Типовой набор страшных больничных историй включал в себя рассказы о мёртвой девушке в белом платье залитом вином, о чёрном пианино, о чёрной-пречёрной руке и о красном пятне на стене...
- Ребята, а вы слышали историю о Пёстрой ленте? - спросил я тихо, когда наступила очередная пауза.
- Что за пестрая лента такая?
- Это один из рассказов о Шерлоке Холмсе, известном сыщике.
- Давай, рассказывай...
И я принялся рассказывать. Дойдя до того места, когда за стенкой у сидящих в засаде Шерлока Холмса и доктора Ватсона раздался свист и постукивание, я сказал:
- В этой комнате над кроватью была точно такая же вентиляция как у нас.
Мальчишки бросили взгляд на вентиляцию, которая хорошо было видна, так как на неё сквозь матовые стёкла дверей в палату падал неяркий свет из коридора. До кульминации оставались считанные секунды...
- Ватсон, зажгите свечу, что там за шорох под потолком!
- О Боже! Пёстрая лента!...
Придав последним словам драматическую окраску, я медленно потянул за нитку. Из вентиляции показался кончик шарфа, он высунулся, на секунду замер, качаясь из стороны в сторону и скользнул вниз настолько змееподобно, что мне самому на секунду показалось, что это змея!
Одновременно в палате раздался громкий дикий вопль:
- Ааааааааа!
Шарф ещё только скользил вниз по стене, когда Алёшу подбросило вертикально вверх и с невероятной скоростью, практически мгновенно он оказался у дверей в палату и с истошным криком стал дергать ручку на себя, тогда как обе створки дверей распахивались наружу.
Аааааа! - Алёша кричал так, что я думал, он лишится рассудка. Я не на шутку за него испугался.
Прибежавшая на крик медсестра ничего не смогла добиться от мальчика, который только трясся и посиневшими обескровленными губами, размазывая ладонями по щекам слёзы, повторял:
Аа... уу... там.... т-т-там... п-пёстрая л-лента...

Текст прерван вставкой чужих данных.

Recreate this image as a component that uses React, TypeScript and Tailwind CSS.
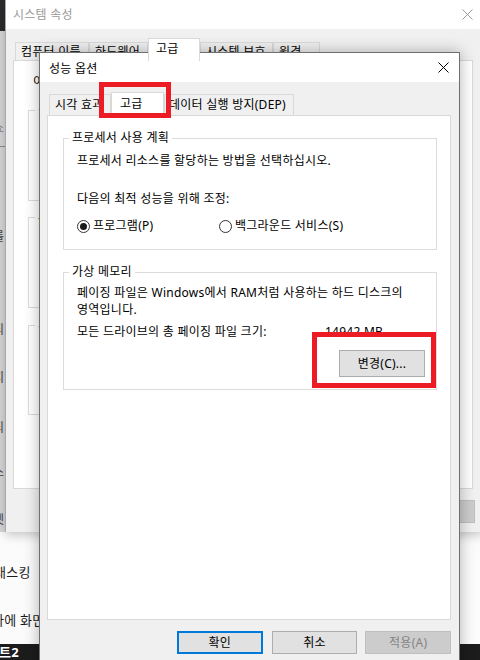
import React from 'react';

function CloseIcon({ className }: { className?: string }) {
  return (
    <svg width="11" height="11" viewBox="0 0 11 11" className={className}>
      <path d="M0.5 0.5L10.5 10.5M10.5 0.5L0.5 10.5" stroke="currentColor" strokeWidth="1" fill="none" />
    </svg>
  );
}

function Radio({ checked, label, className }: { checked?: boolean; label: string; className?: string }) {
  return (
    <label className={`flex items-center gap-[3px] ${className ?? ''}`}>
      <span className="w-[13px] h-[13px] rounded-full border border-[#333333] bg-white flex items-center justify-center">
        {checked && <span className="w-[7px] h-[7px] rounded-full bg-[#1a1a1a]" />}
      </span>
      <span>{label}</span>
    </label>
  );
}

// the system properties window sitting behind
function SystemProperties() {
  const tabs = [
    { label: '컴퓨터 이름', w: 'w-[74px]' },
    { label: '하드웨어', w: 'w-[59px]' },
    { label: '고급', w: 'w-[52px]', active: true },
    { label: '시스템 보호', w: 'w-[73px]' },
    { label: '원격', w: 'w-[47px]' },
  ];
  const groups = [
    { label: '성능', cls: 'mt-[12px] h-[99px]' },
    { label: '사용자 프로필', cls: 'mt-[8px] h-[99px]' },
    { label: '시작 및 복구', cls: 'mt-[9px] h-[98px]' },
  ];

  return (
    <div className="absolute left-[5px] top-0 w-[478px] h-[532px] bg-[#f0f0f0] border-l border-[#a8a8a8] shadow-[0_3px_10px_rgba(0,0,0,0.22)] flex flex-col">
      <div className="h-[29px] shrink-0 bg-white flex items-center justify-between pl-[7px] pr-[10px] text-[#9a9a9a]">
        <span>시스템 속성</span>
        <CloseIcon />
      </div>
      <div className="pl-[7px] pr-[10px] pt-[9px] flex flex-col">
        <div className="h-[22px] pl-[2px] flex items-end">
          {tabs.map((t) =>
            t.active ? (
              <div key={t.label} className={`${t.w} h-[23px] -mb-px relative z-10 bg-white border border-b-0 border-[#d9d9d9] pl-[7px] leading-[20px]`}>
                {t.label}
              </div>
            ) : (
              <div key={t.label} className={`${t.w} h-[18px] border border-b-0 border-[#d9d9d9] pl-[5px] leading-[18px] whitespace-nowrap`}>
                {t.label}
              </div>
            )
          )}
        </div>
        <div className="h-[429px] bg-white border border-[#d9d9d9] flex flex-col">
          <div className="mt-[13px] pl-[19px] whitespace-nowrap">이 항목들을 변경하려면 Administrator로 로그온해야 합니다.</div>
          {groups.map((g) => (
            <fieldset key={g.label} className={`ml-[14px] mr-[14px] border border-[#dcdcdc] ${g.cls}`}>
              <legend className="ml-[6px] px-[3px] leading-[16px]">{g.label}</legend>
            </fieldset>
          ))}
        </div>
        <div className="mt-[11px] -mr-[2px] flex justify-end gap-[8px]">
          <button className="w-[86px] h-[23px] border border-[#adadad] bg-[#e1e1e1]">확인</button>
          <button className="w-[86px] h-[23px] border border-[#adadad] bg-[#e1e1e1]">취소</button>
          <button className="w-[86px] h-[23px] border border-[#bfbfbf] bg-[#cccccc] text-[#838383]">적용(A)</button>
        </div>
      </div>
    </div>
  );
}

function PerformanceOptions() {
  return (
    <div className="absolute left-[39px] top-[52px] w-[421px] h-[640px] border border-[#6f6f6f] bg-[#f0f0f0] shadow-[0_0_14px_rgba(0,0,0,0.3)] flex flex-col">
      <div className="h-[29px] shrink-0 bg-white flex items-center justify-between pl-[9px] pr-[10px]">
        <span className="pt-[3px]">성능 옵션</span>
        <CloseIcon />
      </div>

      <div className="pl-[7px] pr-[8px] pt-[10px] flex flex-col">
        {/* tabs */}
        <div className="h-[23px] pl-[2px] flex items-end">
          <div className="w-[62px] h-[21px] border border-b-0 border-[#d9d9d9] pl-[5px] leading-[20px] whitespace-nowrap">시각 효과</div>
          <div className="w-[53px] h-[24px] -mb-px relative z-10 bg-white border border-b-0 border-[#d9d9d9] pl-[8px] leading-[22px]">고급</div>
          <div className="w-[130px] h-[21px] border border-b-0 border-[#d9d9d9] pl-[4px] leading-[20px] whitespace-nowrap">데이터 실행 방지(DEP)</div>
        </div>

        {/* tab panel */}
        <div className="h-[505px] bg-white border border-[#d9d9d9] flex flex-col">
          <fieldset className="mt-[14px] ml-[15px] mr-[13px] border border-[#dcdcdc]">
            <legend className="ml-[5px] px-[3px] leading-[16px]">프로세서 사용 계획</legend>
            <div className="pl-[13px] pt-[7px] pb-[15px] flex flex-col">
              <div>프로세서 리소스를 할당하는 방법을 선택하십시오.</div>
              <div className="mt-[22px]">다음의 최적 성능을 위해 조정:</div>
              <div className="mt-[11px] h-[16px] flex items-center">
                <Radio checked label="프로그램(P)" className="w-[142px]" />
                <Radio label="백그라운드 서비스(S)" />
              </div>
            </div>
          </fieldset>

          <fieldset className="mt-[14px] ml-[15px] mr-[13px] border border-[#dcdcdc]">
            <legend className="ml-[5px] px-[3px] leading-[16px]">가상 메모리</legend>
            <div className="pl-[13px] pt-[4px] pb-[12px] flex flex-col">
              <p className="leading-[17px]">
                페이징 파일은 Windows에서 RAM처럼 사용하는 하드 디스크의
                <br />
                영역입니다.
              </p>
              <div className="mt-[6px] flex">
                <span className="w-[248px] whitespace-nowrap">모든 드라이브의 총 페이징 파일 크기:</span>
                <span>14942 MB</span>
              </div>
              <div className="mt-[10px] pr-[11px] flex justify-end">
                <button className="w-[86px] h-[27px] border border-[#adadad] bg-[#e1e1e1]">변경(C)...</button>
              </div>
            </div>
          </fieldset>
        </div>

        {/* dialog buttons */}
        <div className="mt-[11px] pl-[130px] flex">
          <button className="w-[86px] h-[23px] border-2 border-[#0078d7] bg-[#e1e1e1]">확인</button>
          <button className="ml-[9px] w-[86px] h-[23px] border border-[#adadad] bg-[#e1e1e1]">취소</button>
          <button className="ml-[8px] w-[86px] h-[23px] border border-[#bfbfbf] bg-[#cccccc] text-[#838383]">적용(A)</button>
        </div>
      </div>
    </div>
  );
}

export default function App() {
  return (
    <div className="relative w-[480px] h-[660px] overflow-hidden bg-[#fbfbfb] text-black text-[12px] leading-[16px] tracking-[0.25px] font-['Noto_Sans','Noto_Sans_CJK_KR',sans-serif]">
      {/* app underneath everything */}
      <div className="h-full flex flex-col">
        <div className="h-[532px] shrink-0 flex">
          <div className="w-[5px] flex flex-col overflow-hidden bg-[#d6d6d6] text-[#444444]">
            <div className="h-[31px] shrink-0 bg-[#2b2b2b]" />
            <div className="mt-[89px] ml-[-7px] whitespace-nowrap text-[#888888]">쇼</div>
            <div className="mt-[10px] h-px shrink-0 bg-[#8c8c8c]" />
            <div className="mt-[82px] ml-[-7px] whitespace-nowrap">를</div>
            <div className="mt-[77px] ml-[-7px] whitespace-nowrap">되</div>
            <div className="mt-[32px] ml-[-7px] whitespace-nowrap">지</div>
            <div className="mt-[34px] ml-[-7px] whitespace-nowrap">되</div>
            <div className="mt-[29px] ml-[-7px] whitespace-nowrap">스</div>
            <div className="mt-[31px] ml-[-7px] whitespace-nowrap">넷</div>
          </div>
        </div>
        <div className="flex-1 flex flex-col text-[13px] leading-[18px] text-[#1a1a1a]">
          <div className="mt-[31px] ml-[-6px] whitespace-nowrap">태스킹</div>
          <div className="mt-[30px] ml-[-8px] whitespace-nowrap">다에 화면</div>
        </div>
        <div className="h-[16px] shrink-0 bg-[#1c1c1c] text-white font-bold text-[13px] leading-[16px]">
          <span className="ml-[-1px]">트2</span>
        </div>
      </div>

      <SystemProperties />
      <PerformanceOptions />

      {/* red highlight boxes */}
      <div className="absolute left-[99px] top-[82px] w-[72px] h-[36px] border-[5px] border-[#ed1c24] z-50" />
      <div className="absolute left-[312px] top-[332px] w-[124px] h-[56px] border-[5px] border-[#ed1c24] z-50" />
    </div>
  );
}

Так ничего и не поняв, ей пришлось включить свет и перерыть всю постель. Кроме пластмассовой решетки и обсыпавшейся побелки под кроватью ничего не нашли, так как шарф давно уже лежал под моей подушкой. В начавшейся суматохе я подобрал его. Как ни странно, никто ничего не заметил.
5.
Медсестра так и сидела в эту ночь на краешке Алёшиной кровати, по-матерински поглаживая его волосы, пока мы все не заснули.
Это случай сблизил нас всех, сбил с антигероя спесь, а за мной утвердил славу лучшего рассказчика страшных историй неврологического отделения красноярской межрайонной детской клинической больницы номер один.
И пока я не выписался, меня так и звали Шерлоком Холмсом. Кто знает, может быть отчасти поэтому я впоследствии остановился на профессии агента по недвижимости.